As Budapost reported, left-wing commentators reflecting on Viktor Orbán’s speech in Transylvania focused exclusively on the prime minister’s statements about the alleged ‘decline of the West.’ Among other comments, Orbán said that Western welfare states, crippled by debt, are in decline, and that the future belongs to what he called a work-based Eastern economic model. He added that his country is “accelerating away” from a troubled West which is even now running deeper into crisis. HVG Online – a single source – also quoted Orbán as saying that the West had only been a “prison”, or at best a “temporary shelter” for Hungary.
Left-wing pundits fear that the PM’s new vision signals a possible geopolitical repositioning of Hungary, and that the government is planning to strengthen ties with Eastern states, at the cost of existing partnerships with the West. Following HVG Online’s report, liberal blogger Árpád W. Tóta in Index went so far as to suggest that Orbán had hinted again at the “possibility of life outside Europe, which has always been a temporary shelter for us.” This was a reference to a statement made by Mr Orbán a decade ago, when he was negotiating the terms of Hungary’s accession to the EU.
“If one reads the second part of Orbán’s sentence, it becomes apparent that it meant something completely different. Orbán said that ‘there is life outside the European Union, but this is not we are preparing for,” political analyst Ferenc Kumin, previously spokesman of former President László Sólyom, reflects on Tóta’s blog entry.

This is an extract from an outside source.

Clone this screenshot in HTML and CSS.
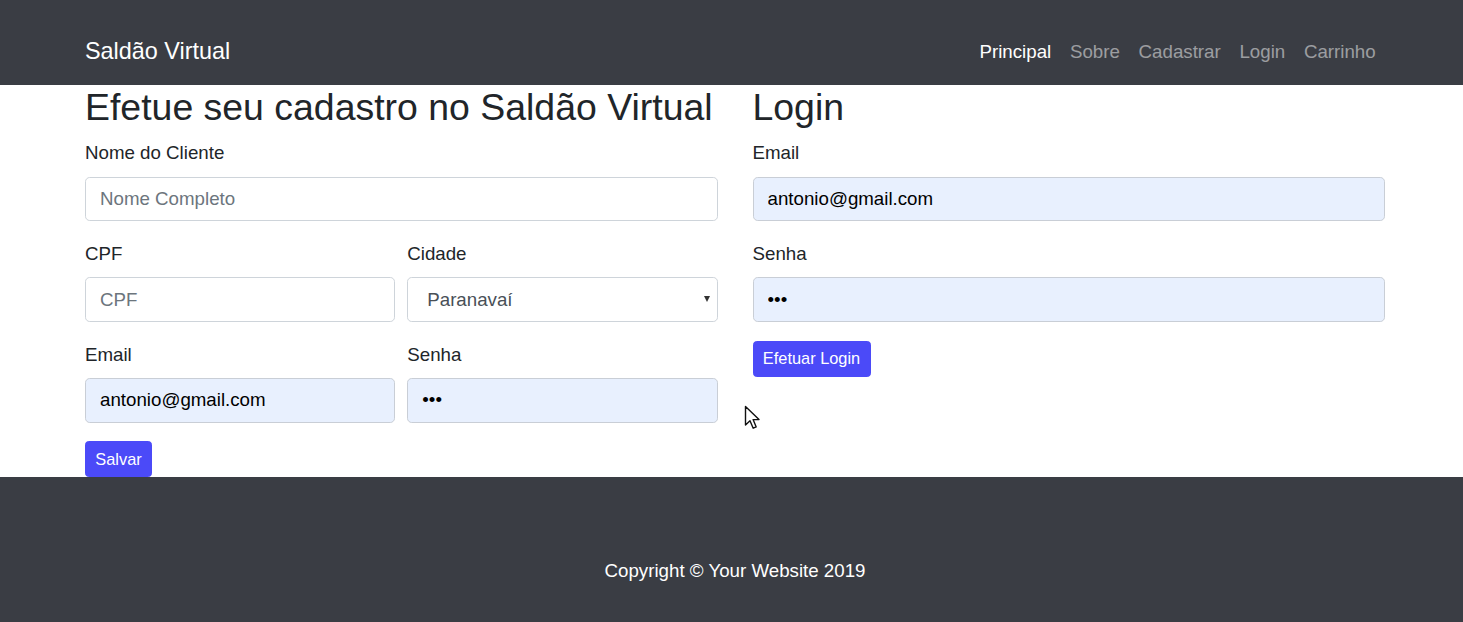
FILE: index.html
```html
<!DOCTYPE html>
<html lang="pt-BR">
<head>
<meta charset="utf-8">
<title>Saldão Virtual</title>
<link rel="stylesheet" href="styles.css">
</head>
<body>
<nav class="navbar">
  <div class="container nav-inner">
    <a class="brand" href="#">Saldão Virtual</a>
    <ul class="nav-links">
      <li><a class="active" href="#">Principal</a></li>
      <li><a href="#">Sobre</a></li>
      <li><a href="#">Cadastrar</a></li>
      <li><a href="#">Login</a></li>
      <li><a href="#">Carrinho</a></li>
    </ul>
  </div>
</nav>

<main class="container main">
  <section class="col">
    <h2 class="title">Efetue seu cadastro no Saldão Virtual</h2>
    <form class="form">
      <div class="form-group">
        <label class="label">Nome do Cliente</label>
        <input class="control" type="text" placeholder="Nome Completo">
      </div>
      <div class="form-row">
        <div class="form-group">
          <label class="label">CPF</label>
          <input class="control" type="text" placeholder="CPF">
        </div>
        <div class="form-group">
          <label class="label">Cidade</label>
          <div class="select-wrap">
            <select class="control select">
              <option>Paranavaí</option>
            </select>
          </div>
        </div>
      </div>
      <div class="form-row">
        <div class="form-group">
          <label class="label">Email</label>
          <input class="control filled" type="text" value="antonio@gmail.com">
        </div>
        <div class="form-group">
          <label class="label">Senha</label>
          <input class="control filled" type="password" value="abc">
        </div>
      </div>
      <button class="btn" type="button">Salvar</button>
    </form>
  </section>

  <section class="col">
    <h2 class="title">Login</h2>
    <form class="form">
      <div class="form-group">
        <label class="label">Email</label>
        <input class="control filled" type="text" value="antonio@gmail.com">
      </div>
      <div class="form-group">
        <label class="label">Senha</label>
        <input class="control filled" type="password" value="abc">
      </div>
      <button class="btn" type="button">Efetuar Login</button>
    </form>
  </section>
</main>

<footer class="footer">
  <div class="container">
    <p class="copy">Copyright © Your Website 2019</p>
  </div>
</footer>

<svg class="cursor" width="17" height="26" viewBox="0 0 17 26" aria-hidden="true">
  <path d="M1.5 1.5 L1.5 20 L6 15.8 L9.2 23.2 L12.2 21.9 L9.1 14.6 L15 14.6 Z" fill="#fff" stroke="#111" stroke-width="1.4" stroke-linejoin="round"/>
</svg>
</body>
</html>
```

FILE: styles.css
```css
html {
  font-size: 18.72px;
}

body {
  margin: 0;
  font-family: "Liberation Sans", Arial, sans-serif;
  font-size: 1rem;
  line-height: 1.5;
  color: #212529;
  background: #fff;
}

.container {
  width: 1300px;
  margin-left: 85px;
}

/* Navbar */
.navbar {
  background: #3a3d44;
  height: 85px;
  box-sizing: border-box;
  padding-top: 19px;
}

.nav-inner {
  display: flex;
  align-items: center;
  justify-content: space-between;
  height: 66px;
}

.brand {
  font-size: 1.25rem;
  color: #fff;
  text-decoration: none;
  line-height: 1.5;
}

.nav-links {
  display: flex;
  list-style: none;
  margin: 0;
  padding: 0;
}

.nav-links a {
  display: block;
  padding: 0.5rem 0.5rem;
  color: rgba(255, 255, 255, 0.5);
  text-decoration: none;
}

.nav-links a.active {
  color: #fff;
}

/* Main */
.main {
  display: grid;
  grid-template-columns: 1fr 1fr;
  column-gap: 35px;
}

.title {
  margin: 0 0 0.5rem;
  font-size: 2rem;
  font-weight: 500;
  line-height: 1.2;
}

.form {
  margin: 0;
}

.form-group {
  margin-bottom: 1rem;
}

.form-row {
  display: grid;
  grid-template-columns: 1fr 1fr;
  column-gap: 12px;
}

.label {
  display: inline-block;
  margin-bottom: 0.5rem;
}

.control {
  display: block;
  width: 100%;
  box-sizing: border-box;
  height: 44.5px;
  padding: 0.375rem 0.75rem;
  font-family: inherit;
  font-size: 1rem;
  line-height: 1.5;
  color: #495057;
  background: #fff;
  border: 1px solid #ced4da;
  border-radius: 4.7px;
}

.control::placeholder {
  color: #6c757d;
}

.control.filled {
  background: #e8f0fe;
  color: #000;
  border-color: #c9ced6;
}

.select-wrap {
  position: relative;
}

.select {
  appearance: none;
  -webkit-appearance: none;
  padding-left: 19px;
}

.select-wrap::after {
  content: "";
  position: absolute;
  right: 8px;
  top: 19px;
  border-left: 3.5px solid transparent;
  border-right: 3.5px solid transparent;
  border-top: 6px solid #333;
}

.btn {
  display: inline-block;
  font-family: inherit;
  font-size: 0.875rem;
  line-height: 1.5;
  padding: 0.25rem 0.5rem;
  color: #fff;
  background: #4b4af8;
  border: 1px solid #4b4af8;
  border-radius: 3.7px;
  cursor: pointer;
  height: 36px;
}

/* Footer */
.footer {
  background: #3a3d44;
  padding: 80px 0 37px;
}

.copy {
  margin: 0;
  text-align: center;
  color: #fff;
}

.cursor {
  position: absolute;
  left: 744px;
  top: 405px;
}
```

Kumin explains that Mr Orbán’s latest speech was simply misquoted. The expression “prison or rather a temporary shelter“ did not refer to the West as reported by HVG but to the “old world.” HVG online did in fact correct this mistake – Kumin remarks.

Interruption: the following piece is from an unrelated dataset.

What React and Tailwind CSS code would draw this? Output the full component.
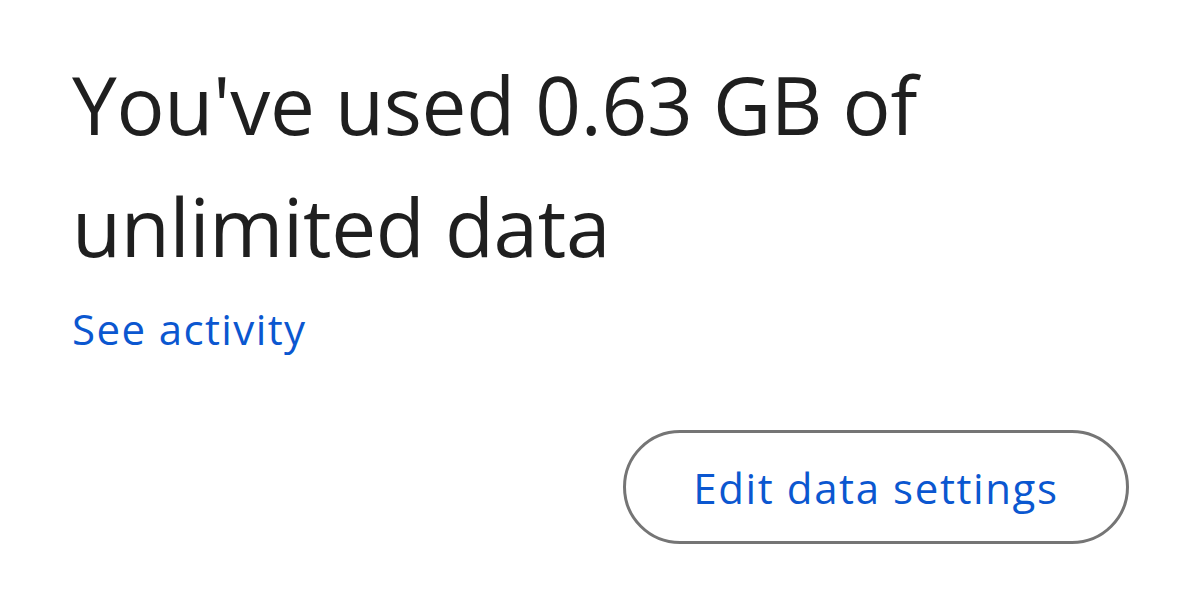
export default function App() {
  return (
    <div className="w-[1200px] h-[613px] bg-white overflow-hidden" style={{ fontFamily: '"Open Sans", Roboto, sans-serif' }}>
      <div className="pl-[72px] pr-[71px] pt-[43px]">
        <h1 className="text-[80px] leading-[122px] text-[#1f1f1f] font-medium tracking-[-0.3px]">
          You've used 0.63 GB of
          <br />
          unlimited data
        </h1>
        <a className="block mt-[17px] text-[42px] leading-[50px] text-[#0b57d0] font-medium tracking-[1.4px]">See activity</a>
        <div className="flex justify-end mt-[76px]">
          <button className="w-[506px] h-[114px] rounded-full border-[3px] border-[#757575] text-[42px] text-[#0b57d0] font-medium tracking-[1.6px]">
            Edit data settings
          </button>
        </div>
      </div>
    </div>
  );
}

“I do not expect my readers to listen to the whole speech, but knowing the context is a prerequisite of understanding what was meant by ‘the old world’. Orbán spoke about the consumer and the welfare state, a model that has put many Western countries in a precarious situation”, writes Kumin.
According to Kumin, the prime minister did not suggest that Western civilization is in decline. He only meant that the West appears clueless and without a recipe to solve the crisis, so Central European countries cannot expect that simply copying Western strategies will work for them this time, as they did in the past.